The incline in Johnstown could be a nice stop for a little one. The Flood Museum downtown is pretty interesting although your 4yo might understand just enough of what's being shown to ask some uncomfortable questions. Skip the National Historic Site at the dam site with a little one.

The Slinky Action Zone (no website last I looked) just south of Altoona is a good stop with a little one. It's kind of like a Chuck E Cheese but cleaner and age segregated. The railroad museum in Altoona has a bit more for the older people too.

Our little one climbed all the Thousand Steps (over 1100 rough stone steps) near Mount Union when she was 4. (And slept very nicely in the car afterwards.) Don't try this in ice, or other than on a Sunday in deer season because they are located on State Game Lands. Each step is different from the others (a key criterion when you're 4) and there's a great view on the top.

If the weather is nice getting out of the car in Boiling Springs is a nice stop. There's a little lake that you could probably walk around with a 4yo in about an hour. Nearby Carlisle has the U.S. Army Heritage Center trail between outdoor exhibits of such things as World War I trenches (a favorite of our kid and others who come along). They're more fun to toddle through if you don't read the interpretive signs to the little ones.

The State Museum in Harrisburg is good for a couple of hours with a little one, with a discovery room on the first floor.
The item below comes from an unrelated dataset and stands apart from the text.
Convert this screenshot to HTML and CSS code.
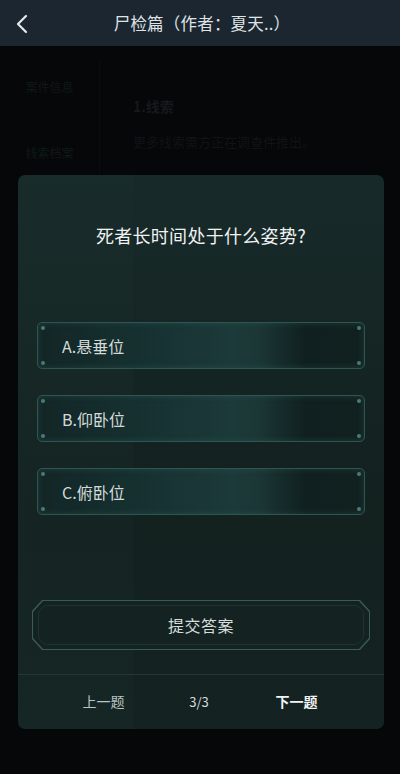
FILE: index.html
```html
<!DOCTYPE html>
<html lang="zh">
<head>
<meta charset="utf-8">
<link rel="stylesheet" href="styles.css">
</head>
<body>
<div class="screen">
  <header class="topbar">
    <svg class="back" width="14" height="20" viewBox="0 0 14 20"><path d="M11 2 L3 10 L11 18" fill="none" stroke="#e6e9ec" stroke-width="2.2" stroke-linecap="round" stroke-linejoin="round"/></svg>
    <div class="title">尸检篇（作者：夏天..）</div>
  </header>
  <div class="behind">
    <div class="side">
      <div class="side-item">案件信息</div>
      <div class="side-item">线索档案</div>
      <div class="side-item">推理</div>
    </div>
    <div class="main">
      <div class="clue-title">1.线索</div>
      <div class="clue-text">更多线索需方正在调查件推出。</div>
    </div>
  </div>
  <div class="modal">
    <div class="question">死者长时间处于什么姿势?</div>
    <div class="options">
      <div class="option"><span>A.悬垂位</span><i class="dot tl"></i><i class="dot tr"></i><i class="dot bl"></i><i class="dot br"></i></div>
      <div class="option"><span>B.仰卧位</span><i class="dot tl"></i><i class="dot tr"></i><i class="dot bl"></i><i class="dot br"></i></div>
      <div class="option"><span>C.俯卧位</span><i class="dot tl"></i><i class="dot tr"></i><i class="dot bl"></i><i class="dot br"></i></div>
    </div>
    <div class="submit-wrap">
      <div class="submit"><div class="submit-inner"><div class="submit-core">提交答案</div></div></div>
    </div>
    <div class="footer">
      <div class="prev">上一题</div>
      <div class="count">3/3</div>
      <div class="next">下一题</div>
    </div>
  </div>
</div>
</body>
</html>
```
FILE: styles.css
```css
* { box-sizing: border-box; margin: 0; padding: 0; }
html, body { width: 400px; height: 774px; background: #050708; overflow: hidden; }
body { font-family: "Noto Sans CJK SC", "Noto Sans", sans-serif; color: #e6e9ea; }
.screen { width: 400px; height: 774px; position: relative; background: #050708; }
.topbar { height: 46px; background: #1c2630; display: flex; align-items: center; justify-content: center; position: relative; }
.back { position: absolute; left: 15px; top: 14px; }
.title { font-size: 16.5px; color: #dfe3e6; letter-spacing: 0.2px; padding-left: 4px; }
.behind { display: flex; height: 130px; padding-top: 14px; }
.side { width: 100px; border-right: 1px solid #0a0d0e; padding-top: 18px; }
.side-item { font-size: 12px; color: #101a15; text-align: center; height: 66px; }
.side-item:last-child { color: #0e1616; }
.main { padding-left: 33px; padding-top: 36px; }
.clue-title { font-size: 14px; color: #16191b; font-weight: bold; }
.clue-text { font-size: 13px; color: #111315; margin-top: 16px; }
.modal { position: absolute; left: 18px; top: 175px; width: 366px; height: 554px; border-radius: 7px;
  background: linear-gradient(90deg, rgba(30,52,50,0.18) 0, rgba(30,52,50,0.18) 115px, rgba(0,0,0,0) 115px), linear-gradient(180deg, #172a29 0, #13211f 60%, #142322 100%);
  display: flex; flex-direction: column; }
.question { text-align: center; font-size: 18px; color: #f0f2f2; margin-top: 47px; line-height: 26px; letter-spacing: 0.3px; }
.options { display: flex; flex-direction: column; gap: 26px; padding: 0 19px 0 19px; margin-top: 74px; }
.option { position: relative; height: 47px; border: 1.5px solid #2d5551; border-radius: 5px;
  background: linear-gradient(90deg, #132626 0%, #163030 30%, #1c3a39 60%, #1b3635 68%, #102020 82%, #112120 100%);
  box-shadow: inset 0 0 6px rgba(60,110,105,0.35);
  display: flex; align-items: center; padding-left: 24px; font-size: 16px; color: #d3dbda; }
.dot { position: absolute; width: 4px; height: 4px; border-radius: 50%; background: #4b7a76; }
.dot.tl { left: 3px; top: 3px; } .dot.tr { right: 3px; top: 3px; }
.dot.bl { left: 3px; bottom: 3px; } .dot.br { right: 3px; bottom: 3px; }
.submit-wrap { padding: 0 14px; margin-top: 85px; }
.submit { height: 50px; background: #3a5b58; clip-path: polygon(10px 0, calc(100% - 10px) 0, 100% 11px, 100% calc(100% - 11px), calc(100% - 10px) 100%, 10px 100%, 0 calc(100% - 11px), 0 11px); padding: 1px; }
.submit-inner { height: 100%; background: #142322; clip-path: polygon(10px 0, calc(100% - 10px) 0, 100% 11px, 100% calc(100% - 11px), calc(100% - 10px) 100%, 10px 100%, 0 calc(100% - 11px), 0 11px); padding: 4px 5px; }
.submit-core { height: 100%; border: 1px solid #1d3331; border-radius: 10px; display: flex; align-items: center; justify-content: center; font-size: 16px; color: #d6dddc; letter-spacing: 0.5px; }
.footer { margin-top: 24px; border-top: 1px solid #22373a; flex: 1; display: flex; align-items: center; padding-bottom: 2px; font-size: 14px; }
.prev { width: 172px; text-align: center; color: #b9c3c2; }
.count { width: 20px; text-align: center; color: #d7dddd; font-size: 13px; }
.next { width: 176px; text-align: center; color: #f2f4f4; font-weight: bold; }
```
Again if the weather's OK, the Five Senses Gardens on Harrisburg's Capital Area Greenbelt is a good run around spot with a little one - even though all will be dormant by then, the stone maze and stream remain. It's located behind the Bass Pro Shop with lots of native fish in a big aquarium, and boats to climb over. Hershey's Chocolate World is another indoor option if the weather's not great. In downtown Hummelstown just west of Hershey, Toys on the Square has a great selection of the sort of toys the box stores skip, if your little one needs more diversion by then. The "Cocoa Castle" playground on PA 743 between US 322 and US 422 is a spot to run off some steam.

Just east of Lancaster the "Amish Farm and House" right on Route 30 offers some of the flavor without trying the attention span of a 4 yo too much.

I'm a believer that great art is inspiring to little ones, but I'm also thinking that taking a 4 yo to both Fallingwater and Kentuck Knob sounds like a real patience trying experience.

If you need a weather backup plan at Pittsburgh there is a nice children's museum on the North Side and the Carnegie Museum of Natural History is a great stop with a little one. IMO the Carnegie Science Center (across town from the natural history museum) is a little "old" for a 4 yo. A nice-day stop if it's on your way is the Cranberry Township playground just off US 19 north of "downtown" of Cranberry Twp.

Philadelphia's Please Touch Museum at its new location is a full day for a 4 yo. The building and one exhibit is left over from the Centennial Exposition to add some adult interest to the experience.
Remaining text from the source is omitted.